In the Atlantic region, the rate for 260,000mt from West Africa to China climbed another six points to around the WS112.5-113 level (a round-trip TCE Earning of US$79,800 per day) and 270,000mt US Gulf/China marginally slipped by US$18,750 to US$12.99 million (US$69,200 per day round trip TCE, about US$100 per day less than last Friday).
Suezmax
The Suezmax market in the West rebounded with rates recovering all recent lost ground and continuing on an upward trend. For the 135,000mt CPC/Augusta trip, support came from the Aframax market with Suezmax vessels able to fix Aframax cargoes – in particular from the Black Sea. This enabled Suezmax rates to gain 15 points to WS215 (a TCE showing a daily return of US$95,200). In West Africa, the 130,000mt to Rotterdam voyage saw rates climb 7.5 points to between WS190-192.5 (a daily TCE round-trip of US$70,500). The 140,000mt Basrah/Lavera market eased slightly, by about 1.5 points, to WS93.
Aframax
The Aframax market in the US-Caribbean region fell again this week with the rate for 70,000mt Covenas/US Gulf losing six points to the WS375 region (US$93,300per day round-trip TCE). Meanwhile, the 70,000mt East Coast Mexico/US Gulf trip dropped only 1.5 points to the very low WS390s (a round-trip TCE of about US$107,200, about US$600 per day lower than a week ago).

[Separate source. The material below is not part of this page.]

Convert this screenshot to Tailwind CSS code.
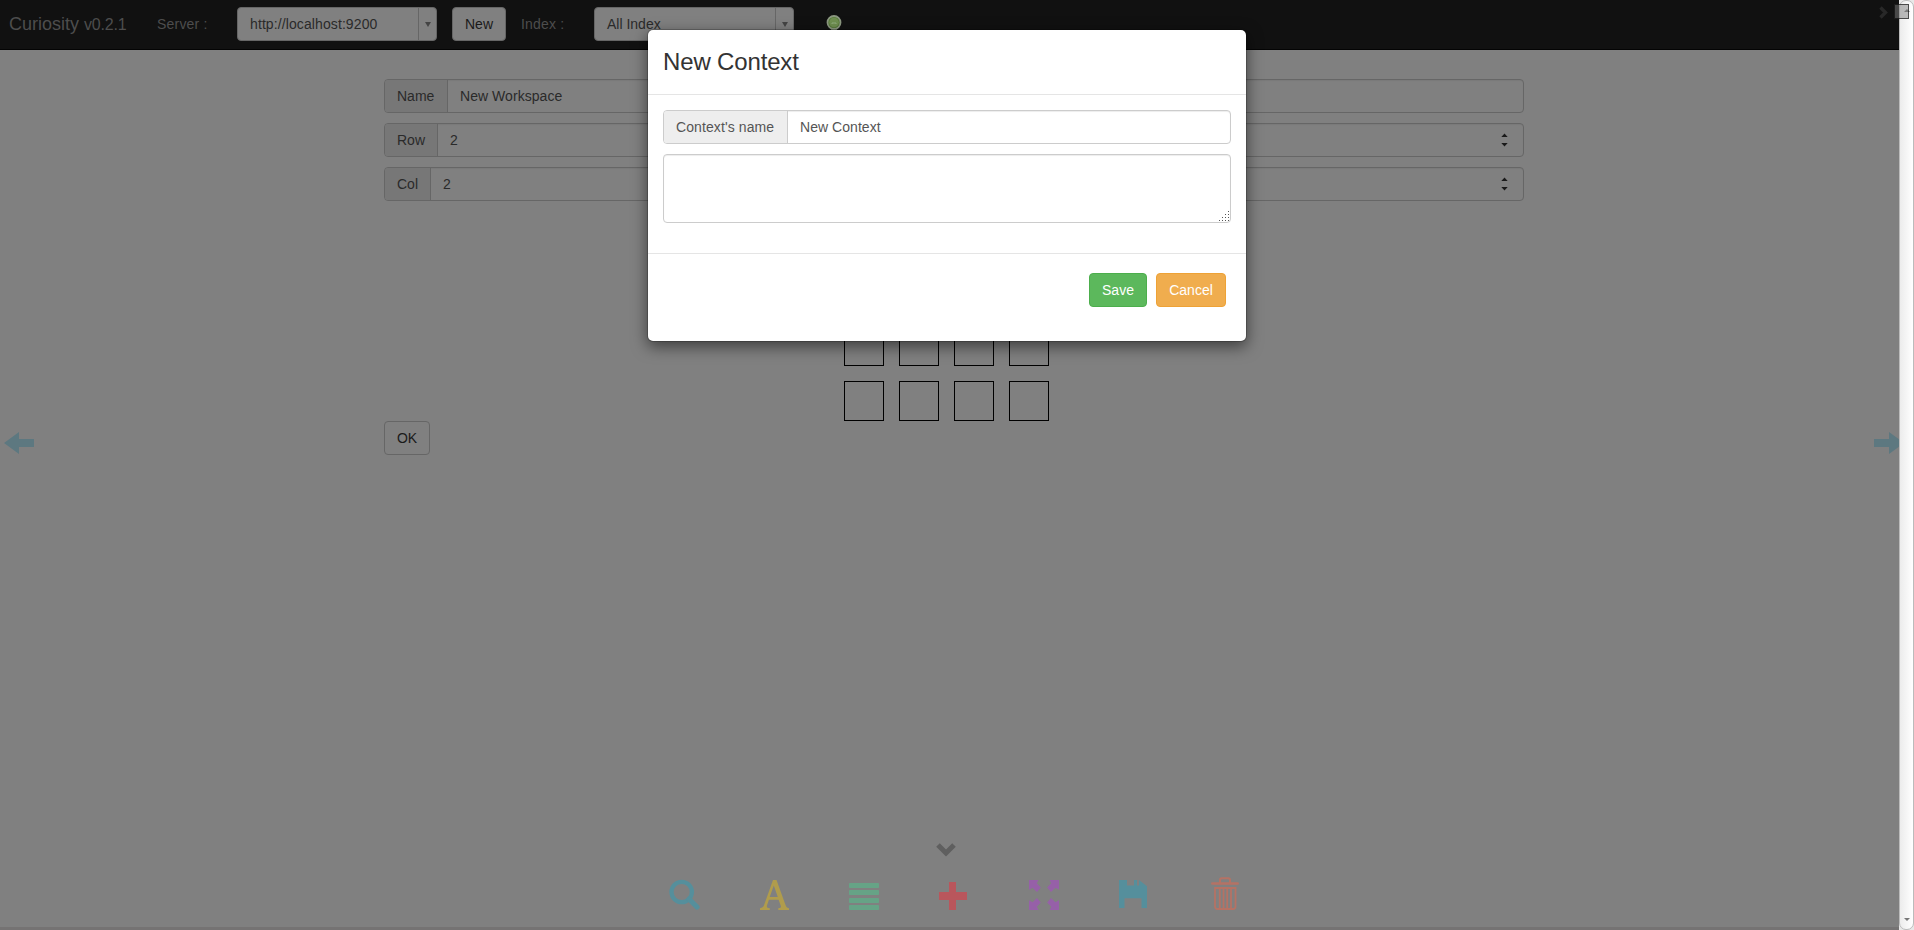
<!DOCTYPE html>
<html lang="en">
<head>
<meta charset="utf-8">
<title>Curiosity</title>
<script src="https://cdn.jsdelivr.net/npm/@tailwindcss/browser@4"></script>
</head>
<body class="bg-[#808080] overflow-hidden">
<div class="relative flex w-[1914px] h-[930px] overflow-hidden text-[14px] leading-5 text-[#2a2a2a] font-['Liberation_Sans',Arial,sans-serif]">
  <div class="relative flex flex-col w-[1899px] h-full overflow-hidden bg-[#808080]">
    <nav class="flex items-start h-[50px] shrink-0 bg-[#111111] border-b border-[#040404] text-[#4d4d4d] pl-[9px]">
      <div class="w-[148px] pt-[14px] text-[18px] whitespace-nowrap">Curiosity <span class="text-[16px] -tracking-[0.2px]">v0.2.1</span></div>
      <div class="w-[80px] pt-[14px] tracking-[0.2px]">Server :</div>
      <div class="flex mt-[7px] w-[200px] h-[34px] rounded-[4px] border border-[#666] bg-[#808080] text-[#2a2a2a]">
        <div class="flex-1 pl-3 pt-[6px] tracking-[0.1px]">http://localhost:9200</div>
        <div class="w-[18px] border-l border-[#666] flex items-center justify-center"><svg width="6" height="5" viewBox="0 0 6 5" fill="#444"><path d="M0 0h6L3 5z"/></svg></div>
      </div>
      <button class="ml-[15px] mt-[7px] w-[54px] h-[34px] rounded-[4px] border border-[#666] bg-[#808080] text-[#1a1a1a]">New</button>
      <div class="ml-[15px] w-[73px] pt-[14px] tracking-[0.2px]">Index :</div>
      <div class="flex mt-[7px] w-[200px] h-[34px] rounded-[4px] border border-[#666] bg-[#808080] text-[#2a2a2a]">
        <div class="flex-1 pl-3 pt-[6px]">All Index</div>
        <div class="w-[18px] border-l border-[#666] flex items-center justify-center"><svg width="6" height="5" viewBox="0 0 6 5" fill="#444"><path d="M0 0h6L3 5z"/></svg></div>
      </div>
      <svg class="ml-[32px] mt-[14px]" width="16" height="18" viewBox="0 0 16 18"><path d="M5 14h6v4H5z" fill="#66705a"/><circle cx="8" cy="8.500" r="6.500" fill="#4f7530" stroke="#8c9880" stroke-width="1.800"/><circle cx="8" cy="8.500" r="4.900" fill="#6f8f50"/><path d="M6 10V9h4v1" fill="none" stroke="#91ad7c"/></svg>
      <svg class="ml-auto mr-[11px] mt-[6px]" width="9" height="13" viewBox="0 0 9 13"><path d="M1.500 1.500l5 5-5 5" fill="none" stroke="#282828" stroke-width="3.400"/></svg>
    </nav>

    <main class="ml-[384px] mt-[29px] w-[1140px] flex flex-col">
      <div class="flex flex-col gap-[10px]">
        <div class="flex h-[34px] rounded-[4px] border border-[#666] shadow-[inset_0_1px_1px_rgba(0,0,0,0.05)]">
          <div class="w-[63px] pl-3 pt-[6px] bg-[#777] border-r border-[#666] rounded-l-[3px]">Name</div><div class="pl-3 pt-[6px] tracking-[0.05px]">New Workspace</div>
        </div>
        <div class="flex h-[34px] rounded-[4px] border border-[#666] shadow-[inset_0_1px_1px_rgba(0,0,0,0.05)]">
          <div class="w-[53px] pl-3 pt-[6px] bg-[#777] border-r border-[#666] rounded-l-[3px]">Row</div><div class="pl-3 pt-[6px]">2</div>
          <svg class="ml-auto mr-[15px] mt-[9px]" width="7" height="14" viewBox="0 0 7 14" fill="#1a1a1a"><path d="M.3 4L3.5.5 6.7 4zM.3 10L3.5 13.5 6.7 10z"/></svg>
        </div>
        <div class="flex h-[34px] rounded-[4px] border border-[#666] shadow-[inset_0_1px_1px_rgba(0,0,0,0.05)]">
          <div class="w-[46px] pl-3 pt-[6px] bg-[#777] border-r border-[#666] rounded-l-[3px]">Col</div><div class="pl-3 pt-[6px]">2</div>
          <svg class="ml-auto mr-[15px] mt-[9px]" width="7" height="14" viewBox="0 0 7 14" fill="#1a1a1a"><path d="M.3 4L3.5.5 6.7 4zM.3 10L3.5 13.5 6.7 10z"/></svg>
        </div>
      </div>
      <div class="grid grid-cols-[repeat(4,40px)] auto-rows-[40px] gap-[15px] mt-[15px] ml-[460px]">
        <i class="border border-black"></i><i class="border border-black"></i><i class="border border-black"></i><i class="border border-black"></i>
        <i class="border border-black"></i><i class="border border-black"></i><i class="border border-black"></i><i class="border border-black"></i>
        <i class="border border-black"></i><i class="border border-black"></i><i class="border border-black"></i><i class="border border-black"></i>
        <i class="border border-black"></i><i class="border border-black"></i><i class="border border-black"></i><i class="border border-black"></i>
      </div>
      <button class="w-[46px] h-[34px] rounded-[4px] border border-[#666] text-[#1a1a1a]">OK</button>
    </main>

    <svg class="absolute left-[4px] top-[432px]" width="30" height="22" viewBox="0 0 30 22" fill="#5d7880"><path d="M0 11L15 0v7h15v8H15v7z"/></svg>
    <svg class="absolute left-[1874px] top-[432px]" width="30" height="22" viewBox="0 0 30 22" fill="#5d7880"><path d="M30 11L15 0v7H0v8h15v7z"/></svg>

    <footer class="mt-auto h-[88px] flex flex-col border-b-[3px] border-[#757373]">
      <svg class="ml-[936px] shrink-0" width="20" height="15" viewBox="0 0 20 15"><path d="M2 3l8 8 8-8" fill="none" stroke="#5f5f5f" stroke-width="5"/></svg>
      <div class="flex items-end h-[53px] pl-[669px]">
        <svg class="mr-[60px]" width="31" height="31" viewBox="0 0 31 31" fill="none" stroke="#558f9c"><circle cx="12.700" cy="13" r="10.200" stroke-width="4.300"/><path d="M20 20l8 8" stroke-width="5.200" stroke-linecap="round"/></svg>
        <svg class="mr-[60px]" width="29" height="31" viewBox="0 0 29 31" fill="#b09c4c"><path fill-rule="evenodd" d="M0 31v-1.800c2.500-.4 3.200-.9 4.100-3.200L13 1h3.500l9 25c.8 2.200 1.300 2.800 3.500 3.200V31H18.300v-1.800c3-.3 3-.8 2.200-3.200l-1.900-5.300H8.900l-1.700 5.100c-.8 2.400-.3 3.100 2.600 3.400V31zM9.700 18h8.100L13.800 6.500z"/></svg>
        <svg class="mr-[60px]" width="30" height="27" viewBox="0 0 30 27" fill="#66a386"><rect width="30" height="5" rx=".8"/><rect y="7" width="30" height="5" rx=".8"/><rect y="15" width="30" height="5" rx=".8"/><rect y="22" width="30" height="5" rx=".8"/></svg>
        <svg class="mr-[62px]" width="28" height="28" viewBox="0 0 28 28" fill="#b9565c"><path d="M10 0h7v10h11v8H17v10h-7V18H0v-8h10z"/></svg>
        <svg class="mr-[60px]" width="30" height="30" viewBox="0 0 30 30" fill="#9660a8"><path id="corner" d="M0 0h9.500L7.800 3.200l4 4.400-3.800 4.400-4.400-4.200L0 9.800z"/><use href="#corner" transform="matrix(-1 0 0 1 30 0)"/><use href="#corner" transform="matrix(1 0 0 -1 0 30)"/><use href="#corner" transform="rotate(180 15 15)"/></svg>
        <svg class="mr-[65px] mb-[2px]" width="28" height="28" viewBox="0 0 28 28" fill="#558f9c"><path fill-rule="evenodd" d="M0 0h8v5.500h12V0l8 6.200V28h-5.500V18.300H5.500V28H0z"/><path d="M15 0h3v6h-3z"/></svg>
        <svg class="-ml-px" width="28" height="33" viewBox="0 0 28 33" fill="none" stroke="#b57264" stroke-width="2"><path d="M1.300 6.500h25.400" stroke-width="2.600" stroke-linecap="round"/><path d="M9 6V3q0-1.700 1.700-1.700h6.600Q19 1.300 19 3v3"/><path d="M4 11h20.500v18.500Q24.500 32 22 32H6.500Q4 32 4 29.500zM8.800 11v21M12.500 11v21M16.200 11v21M20 11v21" stroke-width="1.800"/></svg>
      </div>
    </footer>
  </div>

  <div class="w-[15px] h-full bg-[#e8e8e8]">
    <div class="w-full h-full flex flex-col items-center justify-between rounded-[7px] border border-[#bbb] bg-linear-to-r from-[#ececec] to-white pt-[8px] pb-[8px]">
      <svg width="6" height="3" viewBox="0 0 6 3" fill="#777"><path d="M0 3l3-3 3 3z"/></svg>
      <svg width="6" height="3" viewBox="0 0 6 3" fill="#777"><path d="M0 0h6L3 3z"/></svg>
    </div>
  </div>
  <div class="absolute left-[1894px] top-[4px] w-[15px] h-[15px] border border-black/60 bg-[#808080]/50"></div>

  <section class="absolute left-[647px] top-[29px] w-[600px] h-[313px] rounded-[6px] border border-black/20 bg-white bg-clip-padding shadow-[0_5px_15px_rgba(0,0,0,0.5)] flex flex-col">
    <header class="h-[65px] px-[15px] pt-[19px] border-b border-[#e5e5e5] text-[24px] leading-[26px] -tracking-[0.15px] text-[#333]">New Context</header>
    <div class="h-[158px] p-[15px] flex flex-col gap-[10px] text-[#555]">
      <div class="flex h-[34px] shrink-0 rounded-[4px] border border-[#ccc] shadow-[inset_0_1px_1px_rgba(0,0,0,0.075)]">
        <div class="w-[124px] pl-3 pt-[6px] bg-[#eee] border-r border-[#ccc] rounded-l-[3px] tracking-[0.1px]">Context's name</div><div class="pl-3 pt-[6px] tracking-[0.05px]">New Context</div>
      </div>
      <div class="h-[69px] shrink-0 flex items-end justify-end rounded-[4px] border border-[#ccc] shadow-[inset_0_1px_1px_rgba(0,0,0,0.075)] pr-[1px] pb-[1px]">
        <svg width="10" height="10" viewBox="0 0 10 10" fill="#555" shape-rendering="crispEdges"><path d="M0 9h1v1H0zM3 9h1v1H3zM6 9h1v1H6zM9 9h1v1H9zM3 6h1v1H3zM6 6h1v1H6zM9 6h1v1H9zM6 3h1v1H6zM9 3h1v1H9zM9 0h1v1H9z"/></svg>
      </div>
    </div>
    <footer class="flex-1 flex justify-end gap-[9px] border-t border-[#e5e5e5] pt-[19px] pr-[20px] text-white">
      <button class="w-[58px] h-[34px] rounded-[4px] border border-[#4cae4c] bg-[#5cb85c]">Save</button>
      <button class="w-[70px] h-[34px] rounded-[4px] border border-[#eea236] bg-[#f0ad4e]">Cancel</button>
    </footer>
  </section>
</div>
</body>
</html>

For the longer-haul 70,000mt US Gulf/Rotterdam voyage the rate shed 14 points to WS286 (a TCE of US$61,800 per day round-trip).
Across the Atlantic, 80,000mt Hound Point/Wilhelmshaven is now assessed a firmer 3.5 points higher than last week at WS220 (a daily TCE of US$77,100 round-trip). In the Mediterranean, which became very busy in the early part of the week, a firm sentiment remains as the position list is looking tight. The 80,000mt Ceyhan/Lavera route ascended 21 points to the WS260-262.5 region (showing a daily round-trip TCE of US$78,900).